Figure 9 shows some of the apparatus used in a demonstration of electrical power transmission using a dc power supply - AQA - A-Level Physics - Question 5 - 2020 - Paper 1

The total current from the power supply can be calculated using the total resistance in the circuit:

Since the lamps are in parallel, the total resistance R_total is given by:

$\frac{1}{R_{total}} = \frac{1}{R_1} + \frac{1}{R_2} + \frac{1}{R_3}$

where each lamp has a resistance of about 100 Ω:

$\frac{1}{R_{total}} = \frac{1}{100} + \frac{1}{100} + \frac{1}{100} = \frac{3}{100}$

Thus,

$R_{total} = \frac{100}{3} \approx 33.33\ Ω$

Applying Ohm's Law:

$I = \frac{V}{R_{total}} = \frac{12\ V}{33.33\ Ω} \approx 0.36\ A$

The resistance of a wire can be calculated using the formula:

$R = \rho \frac{L}{A}$

Where:

• $R$ is the resistance
• $\rho$ is the resistivity
• $L$ is the length of the wire
• $A$ is the cross-sectional area.

The area A of a cylindrical wire is given by:

$A = \pi r^2$

First, calculate the radius from the diameter:

$d = 0.19\ mm = 0.19 \times 10^{-3}\ m \implies r = \frac{d}{2} = \frac{0.19\times 10^{-3}}{2}\ m \approx 0.095\times 10^{-3}\ m$

Then,

$A = \pi (0.095\times 10^{-3})^2 \approx 2.84\times 10^{-9}\ m^2$

Now substituting into the resistance formula with $\rho = 4.9 \times 10^{-7}\ Omega m$, and $L = 2.8\ m$:

$R = 4.9 \times 10^{-7} \frac{2.8}{2.84 \times 10^{-9}} \approx 50\ Ω$

In the demonstration, when using the long constantan wires, the resistance increases significantly due to their length compared to the short copper wires, which have negligible resistance.

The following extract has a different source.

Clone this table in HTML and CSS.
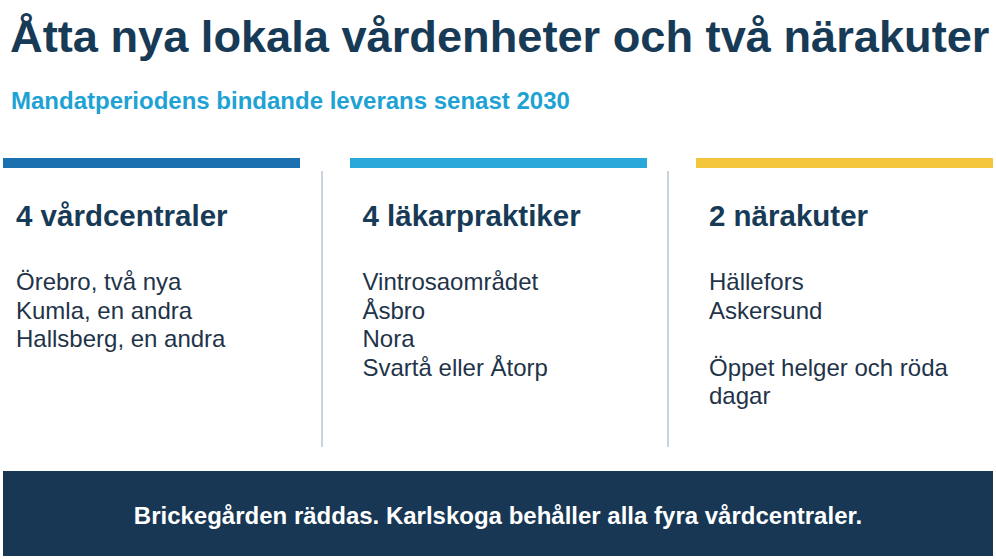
FILE: index.html
```html
<!DOCTYPE html>
<html lang="sv">
<head>
<meta charset="utf-8">
<title>Åtta nya lokala vårdenheter</title>
<link rel="stylesheet" href="styles.css">
</head>
<body>
<div class="page">
  <header class="head">
    <h1 class="title">Åtta nya lokala vårdenheter och två närakuter</h1>
    <p class="subtitle">Mandatperiodens bindande leverans senast 2030</p>
  </header>
  <section class="cols">
    <div class="col">
      <div class="bar bar-blue"></div>
      <h2 class="col-title">4 vårdcentraler</h2>
      <p class="col-text">Örebro, två nya<br>Kumla, en andra<br>Hallsberg, en andra</p>
    </div>
    <div class="sep"><div class="sep-line"></div></div>
    <div class="col">
      <div class="bar bar-cyan"></div>
      <h2 class="col-title">4 läkarpraktiker</h2>
      <p class="col-text">Vintrosaområdet<br>Åsbro<br>Nora<br>Svartå eller Åtorp</p>
    </div>
    <div class="sep"><div class="sep-line sep-line-2"></div></div>
    <div class="col">
      <div class="bar bar-yellow"></div>
      <h2 class="col-title">2 närakuter</h2>
      <p class="col-text">Hällefors<br>Askersund<br><br>Öppet helger och röda dagar</p>
    </div>
  </section>
  <footer class="foot">
    <p class="foot-text">Brickegården räddas. Karlskoga behåller alla fyra vårdcentraler.</p>
  </footer>
</div>
</body>
</html>
```
FILE: styles.css
```css
* { box-sizing: border-box; }
html, body { margin: 0; padding: 0; background: #ffffff; }
body {
  font-family: "Liberation Sans", Arial, Helvetica, sans-serif;
  width: 996px;
  height: 559px;
  overflow: hidden;
}
.page {
  padding: 0 3px;
}
.head {
  padding-left: 7px;
}
.title {
  margin: 11px 0 0 0;
  font-size: 45.2px;
  line-height: 52px;
  font-weight: 700;
  color: #173a56;
  white-space: nowrap;
}
.subtitle {
  margin: 24px 0 0 1px;
  font-size: 24px;
  line-height: 28px;
  font-weight: 700;
  color: #1ea2d3;
}
.cols {
  margin-top: 43px;
  display: grid;
  grid-template-columns: 297px 1fr 297px 1fr 297px;
}
.bar {
  height: 10px;
}
.bar-blue { background: #1b70b0; }
.bar-cyan { background: #29a9d9; }
.bar-yellow { background: #f3c53c; }
.col-title {
  margin: 31px 0 0 13px;
  font-size: 29.5px;
  line-height: 34px;
  font-weight: 700;
  color: #173a56;
}
.col-text {
  margin: 35px 10px 0 13px;
  font-size: 24px;
  line-height: 28.5px;
  color: #1f3449;
}
.sep {
  display: flex;
}
.sep-line {
  margin: 13px 0 0 21px;
  width: 2px;
  height: 276px;
  background: #c9d3dd;
}
.sep-line-2 {
  margin-left: 20px;
}
.foot {
  margin-top: 24px;
  height: 85px;
  padding-top: 4px;
  background: #173754;
  display: flex;
  align-items: center;
  justify-content: center;
}
.foot-text {
  margin: 0;
  font-size: 24px;
  font-weight: 700;
  color: #ffffff;
}
```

Thus, the total resistance in the circuit with the constantan wires will lead to a decrease in current flowing through the lamps.

To show the effect quantitatively, the resistance of the constantan wires might introduce: $R_{total} = R_{lamps} + R_{constantan}$.

Where the increase in resistance results in using: $I = \frac{12\ V}{R_{total}}$.

This decrease in current will subsequently mean that the lamps will receive less power and appear dimmer when connected via the long constantan wires compared to the short copper wires, achieving the purpose of the demonstration.

One significant advantage of using superconductors is their zero resistivity, which allows for unlimited current flow without energy loss. This efficiency is crucial for long-distance electrical transmission, reducing energy costs and improving system performance.

However, a notable difficulty is that superconductors require extremely low temperatures to maintain their superconducting state, often involving complex and costly cooling technology. This temperature maintenance poses challenges for practical applications and can hinder widespread implementation in electrical transmission systems.